In the many years of Movie Monday on this blog — honestly, it’s been the most consistent feature — I have mainly focused on trash. This is for a number of reasons: a lot of it is easy to find on the web, it’s fun to write about and, crucially, it tends to be short, with glaring flaws that I can make funny jokes about.
So here I am writing about a Big Serious Film from Big Name Director Steven Spielberg, and it’s about the Cold War and oh Lord here we go.
OK, so. Bridge of Spies is based on a thing that did really happen, and is pretty faithful to its inspiration by the standards of a historical drama. In 1957, the FBI arrested a Russian spy, Rudolf Abel (here played by Mark Rylance); he was defended by a lawyer named James B. Donovan (Hanks), who fought his case all the way to the Supreme Court despite the fact that no one wanted the guy acquitted. In 1961, Donovan was also involved in exchanging Abel for good ol’ Francis Gary Powers, the pilot whose U-2 spy plane had been shot down by the Soviets in 1960, together with an American grad student named Frederic Pryor who had been arrested by the East Germans basically for being in the wrong place at the wrong time.
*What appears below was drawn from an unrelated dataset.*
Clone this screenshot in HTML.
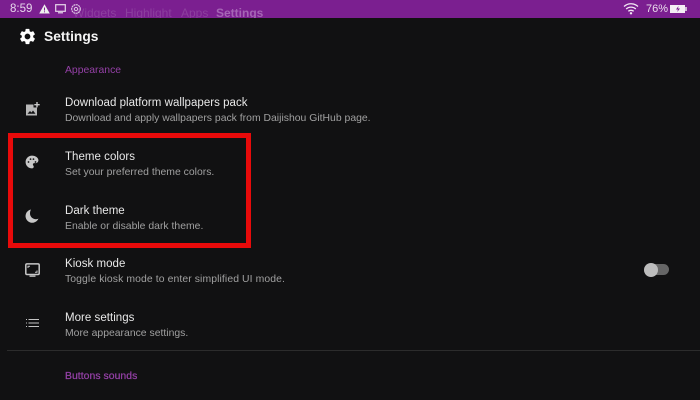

And that’s quite an interesting story, but as we all know, historical movies must be About Something. So what is Bridge of Spies about?
Well, I guess it’s supposed to be about integrity. Donovan is supposed to be a guy who is sort of fundamentally honest, willing to appeal the Abel case because Those Are the Rules, but who grows into a more humane honesty when he tries to save Pryor (who is of no value as an intelligence asset) as well as Powers (who is, of course, very valuable).
Cold War movies tend to be spy thrillers, war movies or stories about finding the shared humanity with people who are supposed to be your enemies. Unless they’re set exclusively in America, in which case they’re about people of principle standing up to a paranoid and repressive American security state (e.g. Good Night and Good Luck). Here, it’s … a little more complicated?
So we start out with the story of Donovan v. Paranoid and Repressive American Security State (hereinafter PRASS). In this one, PRASS, in the persons of a cynical CIA agent (Scott Shepherd), a rich jerk judge (Dakin Matthews), a rich jerk law boss (Alan Alda), and so on, wants Donovan to just bend the rules (inform on Abel, take a dive in court) for the sake of America, but he believes that the rules are America, fights hard for his client and his principles, and incidentally becomes friends with Abel, who is an unassuming guy with a wry sense of humour.
Now that might lead you to think that this is one of those movies about how the Cold War twisted American society into a rotten old maze of institutionalised hatred and partisan self-interest and whatnot, but in the second part of the movie our action moves to East Germany. And of course East Germany is a total shitshow, a mixture of repressive institutions, desperate poverty and the good ol’ Russian boot. And once there things become even twistier and more ambiguous than they were back in the US.
Put these two parts together and the movie becomes both more nuanced and a little simpler: the world is a snaky mess of dirtbags, even if they are dirtbags with nuance and human value, and in such a world it’s important to be as little of a dirtbag as you can be. Something like that, anyway? I mean, you know, Tom Hanks as a figure of weary everyman integrity, just like … most movies.
Historically, it does the things most such films do: it compresses its story, it punches it up and it simplifies it. So, for instance, people were not happy with Donovan in real life, but in the movie someone shoots at his house, which I believe did not happen. Pryor was arrested in East Berlin, but in the movie East German troops beat him up at a half-built Berlin Wall, which was already complete by the time he was arrested. Donovan had a rough time in East Berlin, but he didn’t get mugged like he does in the movie, I don’t think. And of course the film just basically skips the years between 1958 and 1961, making it seem like the whole story takes place in the space of, I don’t know, a few months.
Movie-wise, you know, it’s a film about the Cold War that does, I think, a pretty decent job of showing the murkiness of international relations of the era and which, while critical of American institutions, doesn’t sugar-coat the nature of Eastern Bloc states in doing so. Oh, and it actually deals with the differences between the USSR and its clients, which is something you don’t often see. And it has good performances and a pretty good script and a good general sense of the weirdness of things. It’s not exactly a thrill a minute, but I enjoyed it.